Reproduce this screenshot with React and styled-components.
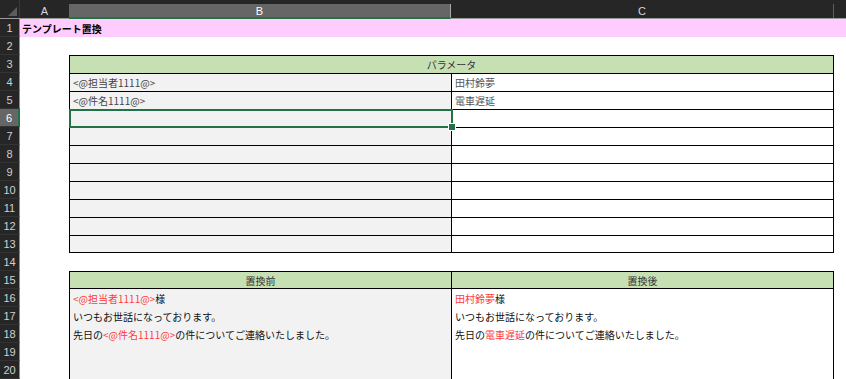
import React from 'react';
import styled, { createGlobalStyle, css } from 'styled-components';

const GlobalStyle = createGlobalStyle`
  html, body {
    margin: 0;
    padding: 0;
    background: #ffffff;
  }
  body {
    font-family: "Noto Sans CJK JP", "Noto Sans", sans-serif;
    overflow: hidden;
  }
`;

const COLS = '20px 49px 382px 383px 1fr';

const Sheet = styled.div`
  width: 846px;
  height: 379px;
  overflow: hidden;
  background: #ffffff;
`;

const HeaderBar = styled.div`
  display: grid;
  grid-template-columns: ${COLS};
  height: 19px;
  background: #262626;
  border-bottom: 1px solid #9a9a9a;
  box-sizing: border-box;
`;

const Corner = styled.div`
  display: flex;
  align-items: flex-end;
  justify-content: flex-end;
  padding: 0 2px 2px 0;
  border-right: 1px solid #3a3a3a;
`;

const ColHead = styled.div`
  display: flex;
  align-items: center;
  justify-content: center;
  color: #d6d6d6;
  font-family: "Liberation Sans", Arial, sans-serif;
  font-size: 11px;
  padding-top: 3px;
  box-sizing: border-box;
  ${(p) => p.$divider && css`
    border-right: 1px solid #5e5e5e;
    margin-top: 4px;
    padding-top: 0;
  `}
  ${(p) => p.$active && css`
    background: #666666;
    color: #ffffff;
    margin-top: 4px;
    margin-bottom: -1px;
    padding-top: 0;
    border-bottom: 2px solid #217346;
    border-right: 1px solid #a8a8a8;
  `}
`;

const Row = styled.div`
  display: grid;
  grid-template-columns: ${COLS};
  height: 18px;
`;

const RowHead = styled.div`
  display: flex;
  align-items: center;
  justify-content: center;
  box-sizing: border-box;
  background: #262626;
  color: #d0d0d0;
  font-family: "Liberation Sans", Arial, sans-serif;
  font-size: 11px;
  border-bottom: 1px solid #333333;
  border-right: 1px solid #8e8e8e;
  ${(p) => p.$active && css`
    background: #666666;
    color: #ffffff;
    border-right: 2px solid #217346;
  `}
`;

const Cell = styled.div`
  position: relative;
  display: flex;
  align-items: center;
  justify-content: ${(p) => (p.$center ? 'center' : 'flex-start')};
  box-sizing: border-box;
  padding: 0 3px;
  min-width: 0;
  white-space: nowrap;
  font-size: 10px;
  color: ${(p) => p.$color || '#222222'};
  background: ${(p) => p.$bg || 'transparent'};
  border-top: ${(p) => (p.$top ? '1px solid #000' : 'none')};
  border-bottom: ${(p) => (p.$bottom ? '1px solid #000' : 'none')};
  border-left: ${(p) => (p.$left ? '1px solid #000' : 'none')};
  border-right: ${(p) => (p.$right ? '1px solid #000' : 'none')};
  grid-column: ${(p) => p.$span || 'auto'};
`;

const Title = styled(Cell)`
  background: #ffccff;
  font-weight: bold;
  color: #000000;
  padding-left: 2px;
`;

const Red = styled.span`
  color: #ff3b3b;
`;

const Selection = styled.div`
  position: absolute;
  z-index: 2;
  left: -1px;
  top: -1px;
  right: -2px;
  bottom: -1px;
  border: 2px solid #217346;
  pointer-events: none;
`;

const Handle = styled.div`
  position: absolute;
  right: -5px;
  bottom: -5px;
  width: 6px;
  height: 6px;
  background: #217346;
  border: 1px solid #ffffff;
`;

const GREY = '#f2f2f2';
const GREEN = '#c6e0b4';

const TriangleIcon = () => (
  <svg width="9" height="9" viewBox="0 0 9 9">
    <polygon points="9,0 9,9 0,9" fill="#5c5c5c" />
  </svg>
);

const ParamRow = ({ n, b, c, last, active }) => (
  <Row>
    <RowHead $active={active}>{n}</RowHead>
    <Cell />
    <Cell $bg={GREY} $left $top $bottom={last} $color="#444">
      {b}
      {active && (
        <Selection>
          <Handle />
        </Selection>
      )}
    </Cell>
    <Cell $left $right $top $bottom={last} $color="#555">{c}</Cell>
    <Cell />
  </Row>
);

const BodyRow = ({ n, b, c }) => (
  <Row>
    <RowHead>{n}</RowHead>
    <Cell />
    <Cell $bg={GREY} $left $color="#111">{b}</Cell>
    <Cell $left $right $color="#111">{c}</Cell>
    <Cell />
  </Row>
);

const EmptyRow = ({ n }) => (
  <Row>
    <RowHead>{n}</RowHead>
  </Row>
);

const params = [
  { b: '<@担当者1111@>', c: '田村鈴夢' },
  { b: '<@件名1111@>', c: '電車遅延' },
  {}, {}, {}, {}, {}, {}, {}, {},
];

const body = [
  {
    b: <><Red>{'<@担当者1111@>'}</Red>様</>,
    c: <><Red>田村鈴夢</Red>様</>,
  },
  { b: 'いつもお世話になっております。', c: 'いつもお世話になっております。' },
  {
    b: <>先日の<Red>{'<@件名1111@>'}</Red>の件についてご連絡いたしました。</>,
    c: <>先日の<Red>電車遅延</Red>の件についてご連絡いたしました。</>,
  },
  {}, {},
];

const App = () => (
  <>
    <GlobalStyle />
    <Sheet>
      <HeaderBar>
        <Corner><TriangleIcon /></Corner>
        <ColHead>A</ColHead>
        <ColHead $active>B</ColHead>
        <ColHead $divider>C</ColHead>
        <ColHead />
      </HeaderBar>

      <Row>
        <RowHead>1</RowHead>
        <Title $span="2 / -1">テンプレート置換</Title>
      </Row>
      <EmptyRow n={2} />

      <Row>
        <RowHead>3</RowHead>
        <Cell />
        <Cell $span="3 / 5" $bg={GREEN} $left $right $top $center $color="#333">
          パラメータ
        </Cell>
        <Cell />
      </Row>
      {params.map((p, i) => (
        <ParamRow
          key={i}
          n={i + 4}
          b={p.b}
          c={p.c}
          active={i + 4 === 6}
          last={i === params.length - 1}
        />
      ))}

      <EmptyRow n={14} />

      <Row>
        <RowHead>15</RowHead>
        <Cell />
        <Cell $bg={GREEN} $left $top $bottom $center $color="#333">置換前</Cell>
        <Cell $bg={GREEN} $left $right $top $bottom $center $color="#333">置換後</Cell>
        <Cell />
      </Row>
      {body.map((r, i) => (
        <BodyRow key={i} n={i + 16} b={r.b} c={r.c} />
      ))}
    </Sheet>
  </>
);

export default App;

..........

Transcribe the full listing above exactly as it stands, minus the pictures.

Reproduce this screenshot with React and styled-components.
import React from 'react';
import styled, { createGlobalStyle, css } from 'styled-components';

const GlobalStyle = createGlobalStyle`
  html, body {
    margin: 0;
    padding: 0;
    background: #ffffff;
  }
  body {
    font-family: "Noto Sans CJK JP", "Noto Sans", sans-serif;
    overflow: hidden;
  }
`;

const COLS = '20px 49px 382px 383px 1fr';

const Sheet = styled.div`
  width: 846px;
  height: 379px;
  overflow: hidden;
  background: #ffffff;
`;

const HeaderBar = styled.div`
  display: grid;
  grid-template-columns: ${COLS};
  height: 19px;
  background: #262626;
  border-bottom: 1px solid #9a9a9a;
  box-sizing: border-box;
`;

const Corner = styled.div`
  display: flex;
  align-items: flex-end;
  justify-content: flex-end;
  padding: 0 2px 2px 0;
  border-right: 1px solid #3a3a3a;
`;

const ColHead = styled.div`
  display: flex;
  align-items: center;
  justify-content: center;
  color: #d6d6d6;
  font-family: "Liberation Sans", Arial, sans-serif;
  font-size: 11px;
  padding-top: 3px;
  box-sizing: border-box;
  ${(p) => p.$divider && css`
    border-right: 1px solid #5e5e5e;
    margin-top: 4px;
    padding-top: 0;
  `}
  ${(p) => p.$active && css`
    background: #666666;
    color: #ffffff;
    margin-top: 4px;
    margin-bottom: -1px;
    padding-top: 0;
    border-bottom: 2px solid #217346;
    border-right: 1px solid #a8a8a8;
  `}
`;

const Row = styled.div`
  display: grid;
  grid-template-columns: ${COLS};
  height: 18px;
`;

const RowHead = styled.div`
  display: flex;
  align-items: center;
  justify-content: center;
  box-sizing: border-box;
  background: #262626;
  color: #d0d0d0;
  font-family: "Liberation Sans", Arial, sans-serif;
  font-size: 11px;
  border-bottom: 1px solid #333333;
  border-right: 1px solid #8e8e8e;
  ${(p) => p.$active && css`
    background: #666666;
    color: #ffffff;
    border-right: 2px solid #217346;
  `}
`;

const Cell = styled.div`
  position: relative;
  display: flex;
  align-items: center;
  justify-content: ${(p) => (p.$center ? 'center' : 'flex-start')};
  box-sizing: border-box;
  padding: 0 3px;
  min-width: 0;
  white-space: nowrap;
  font-size: 10px;
  color: ${(p) => p.$color || '#222222'};
  background: ${(p) => p.$bg || 'transparent'};
  border-top: ${(p) => (p.$top ? '1px solid #000' : 'none')};
  border-bottom: ${(p) => (p.$bottom ? '1px solid #000' : 'none')};
  border-left: ${(p) => (p.$left ? '1px solid #000' : 'none')};
  border-right: ${(p) => (p.$right ? '1px solid #000' : 'none')};
  grid-column: ${(p) => p.$span || 'auto'};
`;

const Title = styled(Cell)`
  background: #ffccff;
  font-weight: bold;
  color: #000000;
  padding-left: 2px;
`;

const Red = styled.span`
  color: #ff3b3b;
`;

const Selection = styled.div`
  position: absolute;
  z-index: 2;
  left: -1px;
  top: -1px;
  right: -2px;
  bottom: -1px;
  border: 2px solid #217346;
  pointer-events: none;
`;

const Handle = styled.div`
  position: absolute;
  right: -5px;
  bottom: -5px;
  width: 6px;
  height: 6px;
  background: #217346;
  border: 1px solid #ffffff;
`;

const GREY = '#f2f2f2';
const GREEN = '#c6e0b4';

const TriangleIcon = () => (
  <svg width="9" height="9" viewBox="0 0 9 9">
    <polygon points="9,0 9,9 0,9" fill="#5c5c5c" />
  </svg>
);

const ParamRow = ({ n, b, c, last, active }) => (
  <Row>
    <RowHead $active={active}>{n}</RowHead>
    <Cell />
    <Cell $bg={GREY} $left $top $bottom={last} $color="#444">
      {b}
      {active && (
        <Selection>
          <Handle />
        </Selection>
      )}
    </Cell>
    <Cell $left $right $top $bottom={last} $color="#555">{c}</Cell>
    <Cell />
  </Row>
);

const BodyRow = ({ n, b, c }) => (
  <Row>
    <RowHead>{n}</RowHead>
    <Cell />
    <Cell $bg={GREY} $left $color="#111">{b}</Cell>
    <Cell $left $right $color="#111">{c}</Cell>
    <Cell />
  </Row>
);

const EmptyRow = ({ n }) => (
  <Row>
    <RowHead>{n}</RowHead>
  </Row>
);

const params = [
  { b: '<@担当者1111@>', c: '田村鈴夢' },
  { b: '<@件名1111@>', c: '電車遅延' },
  {}, {}, {}, {}, {}, {}, {}, {},
];

const body = [
  {
    b: <><Red>{'<@担当者1111@>'}</Red>様</>,
    c: <><Red>田村鈴夢</Red>様</>,
  },
  { b: 'いつもお世話になっております。', c: 'いつもお世話になっております。' },
  {
    b: <>先日の<Red>{'<@件名1111@>'}</Red>の件についてご連絡いたしました。</>,
    c: <>先日の<Red>電車遅延</Red>の件についてご連絡いたしました。</>,
  },
  {}, {},
];

const App = () => (
  <>
    <GlobalStyle />
    <Sheet>
      <HeaderBar>
        <Corner><TriangleIcon /></Corner>
        <ColHead>A</ColHead>
        <ColHead $active>B</ColHead>
        <ColHead $divider>C</ColHead>
        <ColHead />
      </HeaderBar>

      <Row>
        <RowHead>1</RowHead>
        <Title $span="2 / -1">テンプレート置換</Title>
      </Row>
      <EmptyRow n={2} />

      <Row>
        <RowHead>3</RowHead>
        <Cell />
        <Cell $span="3 / 5" $bg={GREEN} $left $right $top $center $color="#333">
          パラメータ
        </Cell>
        <Cell />
      </Row>
      {params.map((p, i) => (
        <ParamRow
          key={i}
          n={i + 4}
          b={p.b}
          c={p.c}
          active={i + 4 === 6}
          last={i === params.length - 1}
        />
      ))}

      <EmptyRow n={14} />

      <Row>
        <RowHead>15</RowHead>
        <Cell />
        <Cell $bg={GREEN} $left $top $bottom $center $color="#333">置換前</Cell>
        <Cell $bg={GREEN} $left $right $top $bottom $center $color="#333">置換後</Cell>
        <Cell />
      </Row>
      {body.map((r, i) => (
        <BodyRow key={i} n={i + 16} b={r.b} c={r.c} />
      ))}
    </Sheet>
  </>
);

export default App;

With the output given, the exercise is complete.